Begin Data listing

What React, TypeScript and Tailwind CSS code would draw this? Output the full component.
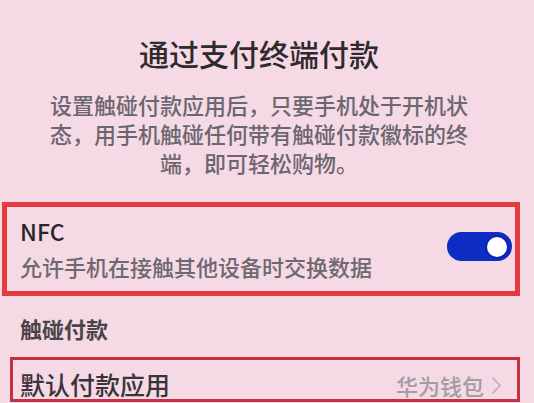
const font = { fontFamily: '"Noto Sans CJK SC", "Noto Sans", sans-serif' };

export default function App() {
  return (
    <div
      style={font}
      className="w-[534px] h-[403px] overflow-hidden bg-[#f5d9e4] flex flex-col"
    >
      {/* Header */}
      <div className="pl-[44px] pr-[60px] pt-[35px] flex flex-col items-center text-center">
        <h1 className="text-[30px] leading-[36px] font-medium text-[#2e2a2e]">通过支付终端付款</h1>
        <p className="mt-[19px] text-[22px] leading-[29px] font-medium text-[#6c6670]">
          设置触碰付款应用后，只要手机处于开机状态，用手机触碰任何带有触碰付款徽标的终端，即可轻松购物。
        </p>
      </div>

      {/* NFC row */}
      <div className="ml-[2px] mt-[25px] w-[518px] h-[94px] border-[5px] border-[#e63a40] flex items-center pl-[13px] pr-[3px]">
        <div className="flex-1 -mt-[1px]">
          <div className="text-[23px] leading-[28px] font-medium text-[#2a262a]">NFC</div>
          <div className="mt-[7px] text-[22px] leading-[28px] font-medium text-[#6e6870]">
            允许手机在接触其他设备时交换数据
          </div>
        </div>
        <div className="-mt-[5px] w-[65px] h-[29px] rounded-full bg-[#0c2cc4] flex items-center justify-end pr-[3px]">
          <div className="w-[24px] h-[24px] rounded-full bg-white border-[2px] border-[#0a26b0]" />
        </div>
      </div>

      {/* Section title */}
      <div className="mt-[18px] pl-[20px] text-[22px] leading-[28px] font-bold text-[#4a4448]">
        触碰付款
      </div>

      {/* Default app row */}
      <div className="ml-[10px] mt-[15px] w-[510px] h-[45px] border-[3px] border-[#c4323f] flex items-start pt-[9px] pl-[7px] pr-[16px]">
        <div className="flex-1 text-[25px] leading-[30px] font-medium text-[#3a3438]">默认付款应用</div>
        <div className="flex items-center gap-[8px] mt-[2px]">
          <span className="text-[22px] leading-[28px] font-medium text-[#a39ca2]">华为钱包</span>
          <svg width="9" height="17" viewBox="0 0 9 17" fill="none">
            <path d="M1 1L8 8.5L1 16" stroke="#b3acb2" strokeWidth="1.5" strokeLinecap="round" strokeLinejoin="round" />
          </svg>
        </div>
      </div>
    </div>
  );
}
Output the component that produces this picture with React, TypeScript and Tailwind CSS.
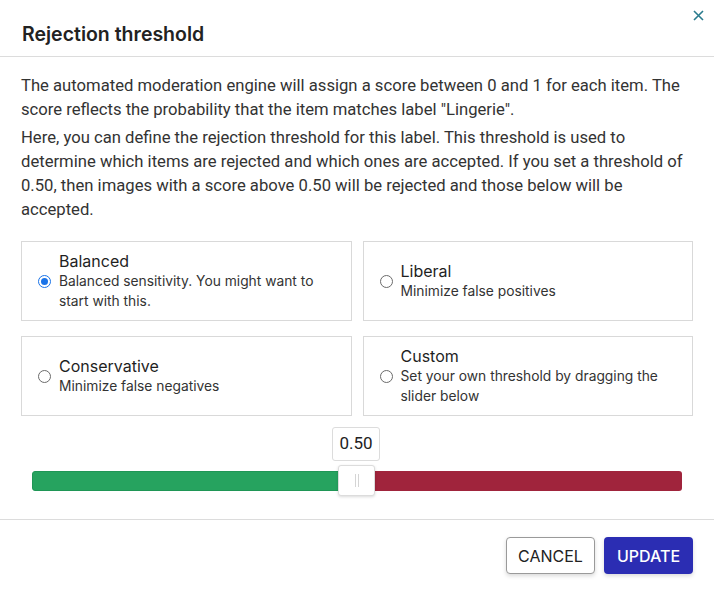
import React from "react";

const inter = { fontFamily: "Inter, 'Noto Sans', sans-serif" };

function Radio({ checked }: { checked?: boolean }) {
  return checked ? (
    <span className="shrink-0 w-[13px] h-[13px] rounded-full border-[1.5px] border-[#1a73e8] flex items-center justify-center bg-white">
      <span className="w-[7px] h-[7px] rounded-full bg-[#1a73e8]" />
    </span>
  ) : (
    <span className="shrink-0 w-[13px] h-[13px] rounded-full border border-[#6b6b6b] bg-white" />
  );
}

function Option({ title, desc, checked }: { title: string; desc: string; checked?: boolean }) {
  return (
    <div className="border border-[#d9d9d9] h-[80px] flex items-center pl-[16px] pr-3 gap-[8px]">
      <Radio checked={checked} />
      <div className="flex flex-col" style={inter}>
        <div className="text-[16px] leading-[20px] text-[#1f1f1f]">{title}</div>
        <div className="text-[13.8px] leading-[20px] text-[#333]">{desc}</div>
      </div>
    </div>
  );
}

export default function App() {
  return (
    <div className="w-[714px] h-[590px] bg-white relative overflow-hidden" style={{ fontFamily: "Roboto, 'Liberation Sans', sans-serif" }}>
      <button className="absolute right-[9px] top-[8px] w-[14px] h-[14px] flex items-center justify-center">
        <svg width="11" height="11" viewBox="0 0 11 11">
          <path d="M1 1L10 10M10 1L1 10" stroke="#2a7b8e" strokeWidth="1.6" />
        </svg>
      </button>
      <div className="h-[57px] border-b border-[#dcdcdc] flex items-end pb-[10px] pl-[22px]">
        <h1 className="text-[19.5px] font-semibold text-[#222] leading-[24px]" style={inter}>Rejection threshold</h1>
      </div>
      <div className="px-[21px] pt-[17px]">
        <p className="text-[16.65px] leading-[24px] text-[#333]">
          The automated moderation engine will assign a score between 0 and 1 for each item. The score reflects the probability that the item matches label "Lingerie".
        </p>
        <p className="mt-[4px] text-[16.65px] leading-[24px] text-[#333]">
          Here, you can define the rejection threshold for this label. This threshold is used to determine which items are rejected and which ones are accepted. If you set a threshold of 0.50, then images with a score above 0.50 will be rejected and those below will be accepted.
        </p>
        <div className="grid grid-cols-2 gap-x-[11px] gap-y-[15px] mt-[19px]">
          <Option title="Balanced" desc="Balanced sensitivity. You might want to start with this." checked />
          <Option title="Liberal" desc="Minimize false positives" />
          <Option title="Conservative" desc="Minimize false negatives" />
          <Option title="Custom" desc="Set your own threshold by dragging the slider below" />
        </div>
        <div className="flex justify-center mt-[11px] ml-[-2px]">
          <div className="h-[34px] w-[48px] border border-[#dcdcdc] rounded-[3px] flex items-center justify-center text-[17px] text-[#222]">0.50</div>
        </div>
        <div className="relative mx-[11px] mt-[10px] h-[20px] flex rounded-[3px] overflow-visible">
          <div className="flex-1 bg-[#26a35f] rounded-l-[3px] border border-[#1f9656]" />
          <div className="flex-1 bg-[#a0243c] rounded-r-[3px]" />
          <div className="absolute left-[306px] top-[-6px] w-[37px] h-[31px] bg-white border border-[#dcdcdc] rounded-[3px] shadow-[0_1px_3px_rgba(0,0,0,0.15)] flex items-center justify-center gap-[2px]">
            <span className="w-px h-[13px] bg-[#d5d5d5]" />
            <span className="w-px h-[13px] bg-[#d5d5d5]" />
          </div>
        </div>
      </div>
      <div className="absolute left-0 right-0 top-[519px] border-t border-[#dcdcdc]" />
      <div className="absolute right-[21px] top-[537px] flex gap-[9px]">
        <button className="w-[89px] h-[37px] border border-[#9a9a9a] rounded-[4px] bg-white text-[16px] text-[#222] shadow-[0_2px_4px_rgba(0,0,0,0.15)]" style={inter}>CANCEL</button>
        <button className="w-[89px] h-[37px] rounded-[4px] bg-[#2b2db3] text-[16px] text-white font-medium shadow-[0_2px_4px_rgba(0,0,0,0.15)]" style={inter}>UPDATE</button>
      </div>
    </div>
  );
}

End Data listing

### What is expected
All of the entries above should be copied exactly, except for the pictures.

### Written answer
What React, TypeScript and Tailwind CSS code would draw this? Output the full component.
const font = { fontFamily: '"Noto Sans CJK SC", "Noto Sans", sans-serif' };

export default function App() {
  return (
    <div
      style={font}
      className="w-[534px] h-[403px] overflow-hidden bg-[#f5d9e4] flex flex-col"
    >
      {/* Header */}
      <div className="pl-[44px] pr-[60px] pt-[35px] flex flex-col items-center text-center">
        <h1 className="text-[30px] leading-[36px] font-medium text-[#2e2a2e]">通过支付终端付款</h1>
        <p className="mt-[19px] text-[22px] leading-[29px] font-medium text-[#6c6670]">
          设置触碰付款应用后，只要手机处于开机状态，用手机触碰任何带有触碰付款徽标的终端，即可轻松购物。
        </p>
      </div>

      {/* NFC row */}
      <div className="ml-[2px] mt-[25px] w-[518px] h-[94px] border-[5px] border-[#e63a40] flex items-center pl-[13px] pr-[3px]">
        <div className="flex-1 -mt-[1px]">
          <div className="text-[23px] leading-[28px] font-medium text-[#2a262a]">NFC</div>
          <div className="mt-[7px] text-[22px] leading-[28px] font-medium text-[#6e6870]">
            允许手机在接触其他设备时交换数据
          </div>
        </div>
        <div className="-mt-[5px] w-[65px] h-[29px] rounded-full bg-[#0c2cc4] flex items-center justify-end pr-[3px]">
          <div className="w-[24px] h-[24px] rounded-full bg-white border-[2px] border-[#0a26b0]" />
        </div>
      </div>

      {/* Section title */}
      <div className="mt-[18px] pl-[20px] text-[22px] leading-[28px] font-bold text-[#4a4448]">
        触碰付款
      </div>

      {/* Default app row */}
      <div className="ml-[10px] mt-[15px] w-[510px] h-[45px] border-[3px] border-[#c4323f] flex items-start pt-[9px] pl-[7px] pr-[16px]">
        <div className="flex-1 text-[25px] leading-[30px] font-medium text-[#3a3438]">默认付款应用</div>
        <div className="flex items-center gap-[8px] mt-[2px]">
          <span className="text-[22px] leading-[28px] font-medium text-[#a39ca2]">华为钱包</span>
          <svg width="9" height="17" viewBox="0 0 9 17" fill="none">
            <path d="M1 1L8 8.5L1 16" stroke="#b3acb2" strokeWidth="1.5" strokeLinecap="round" strokeLinejoin="round" />
          </svg>
        </div>
      </div>
    </div>
  );
}
Output the component that produces this picture with React, TypeScript and Tailwind CSS.
import React from "react";

const inter = { fontFamily: "Inter, 'Noto Sans', sans-serif" };

function Radio({ checked }: { checked?: boolean }) {
  return checked ? (
    <span className="shrink-0 w-[13px] h-[13px] rounded-full border-[1.5px] border-[#1a73e8] flex items-center justify-center bg-white">
      <span className="w-[7px] h-[7px] rounded-full bg-[#1a73e8]" />
    </span>
  ) : (
    <span className="shrink-0 w-[13px] h-[13px] rounded-full border border-[#6b6b6b] bg-white" />
  );
}

function Option({ title, desc, checked }: { title: string; desc: string; checked?: boolean }) {
  return (
    <div className="border border-[#d9d9d9] h-[80px] flex items-center pl-[16px] pr-3 gap-[8px]">
      <Radio checked={checked} />
      <div className="flex flex-col" style={inter}>
        <div className="text-[16px] leading-[20px] text-[#1f1f1f]">{title}</div>
        <div className="text-[13.8px] leading-[20px] text-[#333]">{desc}</div>
      </div>
    </div>
  );
}

export default function App() {
  return (
    <div className="w-[714px] h-[590px] bg-white relative overflow-hidden" style={{ fontFamily: "Roboto, 'Liberation Sans', sans-serif" }}>
      <button className="absolute right-[9px] top-[8px] w-[14px] h-[14px] flex items-center justify-center">
        <svg width="11" height="11" viewBox="0 0 11 11">
          <path d="M1 1L10 10M10 1L1 10" stroke="#2a7b8e" strokeWidth="1.6" />
        </svg>
      </button>
      <div className="h-[57px] border-b border-[#dcdcdc] flex items-end pb-[10px] pl-[22px]">
        <h1 className="text-[19.5px] font-semibold text-[#222] leading-[24px]" style={inter}>Rejection threshold</h1>
      </div>
      <div className="px-[21px] pt-[17px]">
        <p className="text-[16.65px] leading-[24px] text-[#333]">
          The automated moderation engine will assign a score between 0 and 1 for each item. The score reflects the probability that the item matches label "Lingerie".
        </p>
        <p className="mt-[4px] text-[16.65px] leading-[24px] text-[#333]">
          Here, you can define the rejection threshold for this label. This threshold is used to determine which items are rejected and which ones are accepted. If you set a threshold of 0.50, then images with a score above 0.50 will be rejected and those below will be accepted.
        </p>
        <div className="grid grid-cols-2 gap-x-[11px] gap-y-[15px] mt-[19px]">
          <Option title="Balanced" desc="Balanced sensitivity. You might want to start with this." checked />
          <Option title="Liberal" desc="Minimize false positives" />
          <Option title="Conservative" desc="Minimize false negatives" />
          <Option title="Custom" desc="Set your own threshold by dragging the slider below" />
        </div>
        <div className="flex justify-center mt-[11px] ml-[-2px]">
          <div className="h-[34px] w-[48px] border border-[#dcdcdc] rounded-[3px] flex items-center justify-center text-[17px] text-[#222]">0.50</div>
        </div>
        <div className="relative mx-[11px] mt-[10px] h-[20px] flex rounded-[3px] overflow-visible">
          <div className="flex-1 bg-[#26a35f] rounded-l-[3px] border border-[#1f9656]" />
          <div className="flex-1 bg-[#a0243c] rounded-r-[3px]" />
          <div className="absolute left-[306px] top-[-6px] w-[37px] h-[31px] bg-white border border-[#dcdcdc] rounded-[3px] shadow-[0_1px_3px_rgba(0,0,0,0.15)] flex items-center justify-center gap-[2px]">
            <span className="w-px h-[13px] bg-[#d5d5d5]" />
            <span className="w-px h-[13px] bg-[#d5d5d5]" />
          </div>
        </div>
      </div>
      <div className="absolute left-0 right-0 top-[519px] border-t border-[#dcdcdc]" />
      <div className="absolute right-[21px] top-[537px] flex gap-[9px]">
        <button className="w-[89px] h-[37px] border border-[#9a9a9a] rounded-[4px] bg-white text-[16px] text-[#222] shadow-[0_2px_4px_rgba(0,0,0,0.15)]" style={inter}>CANCEL</button>
        <button className="w-[89px] h-[37px] rounded-[4px] bg-[#2b2db3] text-[16px] text-white font-medium shadow-[0_2px_4px_rgba(0,0,0,0.15)]" style={inter}>UPDATE</button>
      </div>
    </div>
  );
}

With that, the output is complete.